Cuando alguien vive con total normalidad sus indecencias, sólo una sociedad fuerte y democrática, del lado de los auténticos valores, puede hacer saltar por los aires la utilización del poder para cometer rapiñas continuadas, que pueden llegar a generar una corrupción crónica. El actual escenario nacional de causas abiertas por tramas de todo tipo, que ha buscado en el dinero de todos el lucro personal, está presente de norte, sur, este y oeste de nuestra geografía. Aquí no se salva ni el apuntador, aunque antes fuera ministro de Economía y Hacienda y primer español en dirigir el Fondo Monetario Internacional. A lo que se ve, hablar de regeneración es una cosa y, hacerla, otra bien distinta. La indignación pasa por el enojo de un momento, sigue con el enfado más duradero, y llega a la ira estacionada permanentemente, al asistir a un caso tras otro de corrupción, avaricia y deslealtad hacia el Estado que sustentamos entre todos.
Es como si el tiempo de los cuentos y las falsas declaraciones, que no son otra cosa que mentiras, estuvieran tocando a su fin, para de esta manera hacer verdad que hemos entrado en un siglo nuevo que ansia proscribir corruptelas, acabar con depravaciones y encerrar a rateros de guante blanco. El hedor de todo esto es insoportable, porque reconocer habernos acostumbrado a chorizos y maleantes sería nuestra perdición y de los que van detrás de nosotros en edad. No dejo de toparme con jóvenes a quienes les repugna todo lo que a diario se cuenta en este país sobre una nueva corrupción. ¡Bien por ellos!, porque esta es la actitud de país que necesitamos.
Donde mejor deben desarrollar su intimidad los indecentes es entre rejas. La democracia, como forma de gobierno menos imperfecta de todas las que existen, paga por ello un alto precio en forma de traición y degradación de conductas que debieran, por su gran responsabilidad, ser intachables.
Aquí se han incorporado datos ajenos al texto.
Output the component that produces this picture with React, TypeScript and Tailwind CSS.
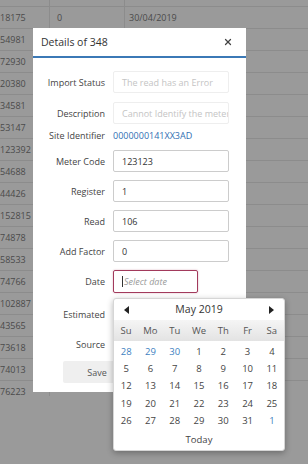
import { X } from "lucide-react";

const rows = [
  "20078", "18175", "54981", "72930", "20380", "34581", "53147", "123392", "54688",
  "44426", "152815", "74878", "58533", "74766", "102887", "43565", "73618", "74013", "76223",
];

const weeks = [
  [28, 29, 30, 1, 2, 3, 4],
  [5, 6, 7, 8, 9, 10, 11],
  [12, 13, 14, 15, 16, 17, 18],
  [19, 20, 21, 22, 23, 24, 25],
  [26, 27, 28, 29, 30, 31, 1],
];

function Label({ children }: { children: React.ReactNode }) {
  return <div className="w-[72px] shrink-0 text-right text-[9px] leading-none text-[#444]">{children}</div>;
}

function Field({ label, value, muted }: { label: string; value: string; muted?: boolean }) {
  return (
    <div className="flex items-center gap-2">
      <Label>{label}</Label>
      <div
        className={
          muted
            ? "flex h-[22px] w-[116px] items-center overflow-hidden whitespace-nowrap rounded-[2px] border border-[#eeeeee] pl-[8px] text-[9px] leading-none text-[#c4c4c4]"
            : "flex h-[22px] w-[116px] items-center rounded-[2px] border border-[#cccccc] pl-[8px] text-[9px] leading-none text-[#333]"
        }
      >
        {value}
      </div>
    </div>
  );
}

function Calendar() {
  return (
    <div className="absolute left-[113px] top-[298px] w-[172px] rounded-[3px] border border-[#d6d6d6] bg-white shadow-[0_2px_6px_rgba(0,0,0,0.3)]">
      <div className="flex h-[21px] items-center justify-between px-[10px]">
        <svg width="5" height="8" viewBox="0 0 5 8">
          <polygon points="5,0 0,4 5,8" fill="#222" />
        </svg>
        <span className="text-[10.5px] leading-none text-[#333]">May 2019</span>
        <svg width="5" height="8" viewBox="0 0 5 8">
          <polygon points="0,0 5,4 0,8" fill="#222" />
        </svg>
      </div>
      <div className="grid h-[21px] grid-cols-7 items-center bg-gradient-to-b from-[#f5f5f5] to-[#e3e3e3] text-center text-[9.5px] leading-none text-[#555]">
        {["Su", "Mo", "Tu", "We", "Th", "Fr", "Sa"].map((d) => (
          <span key={d}>{d}</span>
        ))}
      </div>
      <div className="pt-[2px]">
        {weeks.map((w, wi) => (
          <div key={wi} className="grid h-[17.3px] grid-cols-7 items-center text-center text-[9.5px] leading-none text-[#444]">
            {w.map((d, di) => {
              const other = (wi === 0 && d > 20) || (wi === 4 && d < 10);
              return (
                <span key={di} className={other ? "text-[#3d7fc1]" : ""}>
                  {d}
                </span>
              );
            })}
          </div>
        ))}
      </div>
      <div className="flex h-[21px] items-center justify-center text-[9.5px] leading-none text-[#444]">Today</div>
    </div>
  );
}

export default function App() {
  return (
    <div className="relative h-[464px] w-[308px] overflow-hidden bg-[#9a9a9a] font-['Open_Sans',sans-serif]">
      {/* Table behind the overlay; only the top rows show past the modal */}
      <div className="h-[396px] overflow-hidden">
        <div className="-mt-[15px]">
          {rows.map((r, i) => (
            <div key={i} className="flex h-[22px] items-center border-b border-[#8c8c8c] text-[9px] leading-none text-[#4a4a4a]">
              <div className="flex h-full w-[50px] items-center border-r border-[#8c8c8c]">{r}</div>
              <div className="flex h-full w-[75px] items-center border-r border-[#8c8c8c] pl-[7px]">{i < 2 ? "0" : ""}</div>
              <div className="flex h-full flex-1 items-center pl-[4px]">{i < 2 ? "30/04/2019" : ""}</div>
            </div>
          ))}
        </div>
      </div>

      {/* Modal */}
      <div className="absolute left-[33px] top-[28px] h-[364px] w-[213px] bg-white">
        <div className="flex h-[30px] items-center justify-between border-b-2 border-[#3b79b6] pl-[8px] pr-[13px]">
          <span className="text-[10.5px] leading-none text-[#333]">Details of 348</span>
          <X size={10} strokeWidth={3} className="text-[#444]" />
        </div>
        <div className="flex flex-col pt-[13px]">
          <Field label="Import Status" value="The read has an Error" muted />
          <div className="mt-[9px]">
            <Field label="Description" value="Cannot Identify the meter" muted />
          </div>
          <div className="mt-[2px] flex h-[18px] items-center gap-2">
            <Label>Site Identifier</Label>
            <span className="text-[9px] leading-none text-[#2f6fb3]">0000000141XX3AD</span>
          </div>
          <div className="mt-[6px] flex flex-col gap-[8px]">
            <Field label="Meter Code" value="123123" />
            <Field label="Register" value="1" />
            <Field label="Read" value="106" />
            <Field label="Add Factor" value="0" />
          </div>
          <div className="mt-[8px] flex items-center gap-2">
            <Label>Date</Label>
            <div className="flex h-[23px] w-[85px] items-center gap-[1px] rounded-[2px] border border-[#a23a5c] pl-[8px] text-[9px] italic leading-none text-[#9a9a9a] shadow-[0_0_2px_rgba(162,58,92,0.4)]">
              <span className="h-[11px] w-px bg-[#333]" />
              <span>Select date</span>
            </div>
          </div>
          <div className="mt-[10px] flex h-[22px] items-center gap-2">
            <Label>Estimated</Label>
          </div>
          <div className="mt-[8px] flex h-[22px] items-center gap-2">
            <Label>Source</Label>
          </div>
          <div className="mt-[6px] pl-[30px]">
            <div className="flex h-[22px] w-[68px] items-center justify-center rounded-[2px] bg-[#efefef] text-[9px] leading-none text-[#555]">
              Save
            </div>
          </div>
        </div>
      </div>

      <Calendar />
    </div>
  );
}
No ha sido así a lo largo de la historia, y es ahora cuando le debemos (¡qué ironía del destino!) a una crisis canalla e injusta, el que caigan en cascada corruptos y farsantes, de esos que predicaban por la tele que lo que padecemos es fruto de gastar más de lo que tenemos, o que hay que trabajar mucho por poco, y también que nuestras vidas de ahora en adelante deben consistir en apretarse el cinturón mediante más ajustes y recortes. Es decir, nada de lo que se han inculcado para ellos, tan ricos de por vida como son, aunque no les valdrá para sortear el desprecio a los ojos de los honrados. La honradez se construye a base de trabajo, ejemplo y perseverancia. Tres grandes esencias para quien aprovecha bien su vida, que no existen en la intimidad de los indecentes.